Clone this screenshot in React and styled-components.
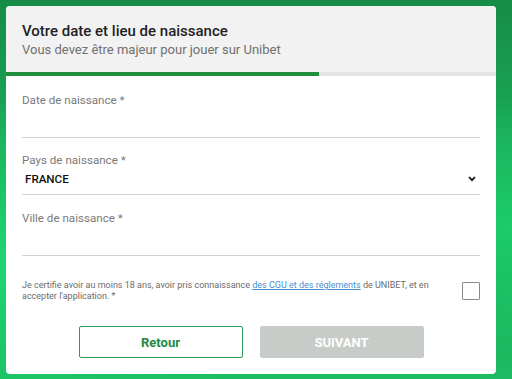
import styled, { createGlobalStyle } from 'styled-components'

const GlobalStyle = createGlobalStyle`
  html, body {
    margin: 0;
    padding: 0;
  }
  body {
    width: 512px;
    height: 379px;
    overflow: hidden;
    font-family: Roboto, "Liberation Sans", sans-serif;
    background:
      radial-gradient(ellipse at 0% 70%, #1fd672 0%, rgba(31, 214, 114, 0) 45%),
      radial-gradient(ellipse at 100% 60%, #1ccb6b 0%, rgba(28, 203, 107, 0) 40%),
      linear-gradient(180deg, #168c47 0%, #1aa857 35%, #1cbb62 100%);
  }
`

const Page = styled.div`
  padding: 6px 16px 0 6px;
`

const Card = styled.div`
  width: 490px;
  height: 368px;
  background: #ffffff;
  border-radius: 4px;
  overflow: hidden;
  display: flex;
  flex-direction: column;
`

const Header = styled.div`
  height: 66px;
  box-sizing: border-box;
  background: #f2f2f2;
  padding: 16px 16px 0 16px;
`

const Title = styled.div`
  font-size: 15px;
  font-weight: 500;
  line-height: 19px;
  color: #222222;
`

const Subtitle = styled.div`
  font-size: 13px;
  line-height: 16px;
  color: #707070;
  margin-top: 1px;
`

const Progress = styled.div`
  height: 4px;
  background: #e4e4e4;
`

const ProgressFill = styled.div`
  height: 100%;
  background: #1e8f3c;
`

const Body = styled.div`
  padding: 0 16px;
  display: flex;
  flex-direction: column;
`

const Field = styled.div`
  padding-top: ${({ $top }) => $top}px;
  border-bottom: 1px solid #cfd3d7;
`

const Label = styled.div`
  font-size: 11.6px;
  line-height: 14px;
  color: #7a7a7a;
`

const EmptyInput = styled.div`
  height: 30px;
`

const SelectRow = styled.div`
  display: flex;
  align-items: center;
  justify-content: space-between;
  height: 16px;
  margin-top: 4px;
  padding: 0 4px 7px 3px;
`

const SelectValue = styled.span`
  font-size: 11.6px;
  font-weight: 500;
  color: #111111;
`

const Legal = styled.div`
  display: flex;
  align-items: flex-start;
  justify-content: space-between;
  margin-top: 24px;
`

const LegalText = styled.p`
  margin: 0;
  width: 420px;
  font-size: 9px;
  line-height: 11px;
  color: #6b6b6b;

  a {
    color: #4a8fd4;
    text-decoration: underline;
  }
`

const Checkbox = styled.span`
  width: 16px;
  height: 16px;
  margin-top: 2px;
  border: 1px solid #8a8a8a;
  border-radius: 1px;
  background: #fff;
`

const Actions = styled.div`
  display: flex;
  justify-content: center;
  gap: 17px;
  margin-top: 24px;
`

const Button = styled.button`
  width: 164px;
  height: 32px;
  box-sizing: border-box;
  border-radius: 2px;
  font-family: Roboto, "Liberation Sans", sans-serif;
  font-size: 13px;
  font-weight: 700;
  cursor: pointer;
  border: 1px solid ${({ $primary }) => ($primary ? '#c8ccc9' : '#2e9a55')};
  background: ${({ $primary }) => ($primary ? '#c8ccc9' : '#ffffff')};
  color: ${({ $primary }) => ($primary ? '#ffffff' : '#1f8a45')};
`

const Chevron = () => (
  <svg width="8" height="6" viewBox="0 0 8 6">
    <path d="M1 1 L4 4.2 L7 1" fill="none" stroke="#111" strokeWidth="1.8" />
  </svg>
)

export default function App() {
  return (
    <>
      <GlobalStyle />
      <Page>
        <Card>
          <Header>
            <Title>Votre date et lieu de naissance</Title>
            <Subtitle>Vous devez être majeur pour jouer sur Unibet</Subtitle>
          </Header>
          <Progress>
            <ProgressFill style={{ width: `${(313 / 490) * 100}%` }} />
          </Progress>
          <Body>
            <Field $top={17}>
              <Label>Date de naissance *</Label>
              <EmptyInput />
            </Field>
            <Field $top={15}>
              <Label>Pays de naissance *</Label>
              <SelectRow>
                <SelectValue>FRANCE</SelectValue>
                <Chevron />
              </SelectRow>
            </Field>
            <Field $top={16}>
              <Label>Ville de naissance *</Label>
              <EmptyInput />
            </Field>
            <Legal>
              <LegalText>
                Je certifie avoir au moins 18 ans, avoir pris connaissance{' '}
                <a href="#cgu">des CGU et des réglements</a> de UNIBET, et en
                accepter l'application. *
              </LegalText>
              <Checkbox />
            </Legal>
            <Actions>
              <Button>Retour</Button>
              <Button $primary>SUIVANT</Button>
            </Actions>
          </Body>
        </Card>
      </Page>
    </>
  )
}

-=-=-

#### [Task]
Leave out the pictures and print every line of the data exactly.

#### [Reply to the task]
Clone this screenshot in React and styled-components.
import styled, { createGlobalStyle } from 'styled-components'

const GlobalStyle = createGlobalStyle`
  html, body {
    margin: 0;
    padding: 0;
  }
  body {
    width: 512px;
    height: 379px;
    overflow: hidden;
    font-family: Roboto, "Liberation Sans", sans-serif;
    background:
      radial-gradient(ellipse at 0% 70%, #1fd672 0%, rgba(31, 214, 114, 0) 45%),
      radial-gradient(ellipse at 100% 60%, #1ccb6b 0%, rgba(28, 203, 107, 0) 40%),
      linear-gradient(180deg, #168c47 0%, #1aa857 35%, #1cbb62 100%);
  }
`

const Page = styled.div`
  padding: 6px 16px 0 6px;
`

const Card = styled.div`
  width: 490px;
  height: 368px;
  background: #ffffff;
  border-radius: 4px;
  overflow: hidden;
  display: flex;
  flex-direction: column;
`

const Header = styled.div`
  height: 66px;
  box-sizing: border-box;
  background: #f2f2f2;
  padding: 16px 16px 0 16px;
`

const Title = styled.div`
  font-size: 15px;
  font-weight: 500;
  line-height: 19px;
  color: #222222;
`

const Subtitle = styled.div`
  font-size: 13px;
  line-height: 16px;
  color: #707070;
  margin-top: 1px;
`

const Progress = styled.div`
  height: 4px;
  background: #e4e4e4;
`

const ProgressFill = styled.div`
  height: 100%;
  background: #1e8f3c;
`

const Body = styled.div`
  padding: 0 16px;
  display: flex;
  flex-direction: column;
`

const Field = styled.div`
  padding-top: ${({ $top }) => $top}px;
  border-bottom: 1px solid #cfd3d7;
`

const Label = styled.div`
  font-size: 11.6px;
  line-height: 14px;
  color: #7a7a7a;
`

const EmptyInput = styled.div`
  height: 30px;
`

const SelectRow = styled.div`
  display: flex;
  align-items: center;
  justify-content: space-between;
  height: 16px;
  margin-top: 4px;
  padding: 0 4px 7px 3px;
`

const SelectValue = styled.span`
  font-size: 11.6px;
  font-weight: 500;
  color: #111111;
`

const Legal = styled.div`
  display: flex;
  align-items: flex-start;
  justify-content: space-between;
  margin-top: 24px;
`

const LegalText = styled.p`
  margin: 0;
  width: 420px;
  font-size: 9px;
  line-height: 11px;
  color: #6b6b6b;

  a {
    color: #4a8fd4;
    text-decoration: underline;
  }
`

const Checkbox = styled.span`
  width: 16px;
  height: 16px;
  margin-top: 2px;
  border: 1px solid #8a8a8a;
  border-radius: 1px;
  background: #fff;
`

const Actions = styled.div`
  display: flex;
  justify-content: center;
  gap: 17px;
  margin-top: 24px;
`

const Button = styled.button`
  width: 164px;
  height: 32px;
  box-sizing: border-box;
  border-radius: 2px;
  font-family: Roboto, "Liberation Sans", sans-serif;
  font-size: 13px;
  font-weight: 700;
  cursor: pointer;
  border: 1px solid ${({ $primary }) => ($primary ? '#c8ccc9' : '#2e9a55')};
  background: ${({ $primary }) => ($primary ? '#c8ccc9' : '#ffffff')};
  color: ${({ $primary }) => ($primary ? '#ffffff' : '#1f8a45')};
`

const Chevron = () => (
  <svg width="8" height="6" viewBox="0 0 8 6">
    <path d="M1 1 L4 4.2 L7 1" fill="none" stroke="#111" strokeWidth="1.8" />
  </svg>
)

export default function App() {
  return (
    <>
      <GlobalStyle />
      <Page>
        <Card>
          <Header>
            <Title>Votre date et lieu de naissance</Title>
            <Subtitle>Vous devez être majeur pour jouer sur Unibet</Subtitle>
          </Header>
          <Progress>
            <ProgressFill style={{ width: `${(313 / 490) * 100}%` }} />
          </Progress>
          <Body>
            <Field $top={17}>
              <Label>Date de naissance *</Label>
              <EmptyInput />
            </Field>
            <Field $top={15}>
              <Label>Pays de naissance *</Label>
              <SelectRow>
                <SelectValue>FRANCE</SelectValue>
                <Chevron />
              </SelectRow>
            </Field>
            <Field $top={16}>
              <Label>Ville de naissance *</Label>
              <EmptyInput />
            </Field>
            <Legal>
              <LegalText>
                Je certifie avoir au moins 18 ans, avoir pris connaissance{' '}
                <a href="#cgu">des CGU et des réglements</a> de UNIBET, et en
                accepter l'application. *
              </LegalText>
              <Checkbox />
            </Legal>
            <Actions>
              <Button>Retour</Button>
              <Button $primary>SUIVANT</Button>
            </Actions>
          </Body>
        </Card>
      </Page>
    </>
  )
}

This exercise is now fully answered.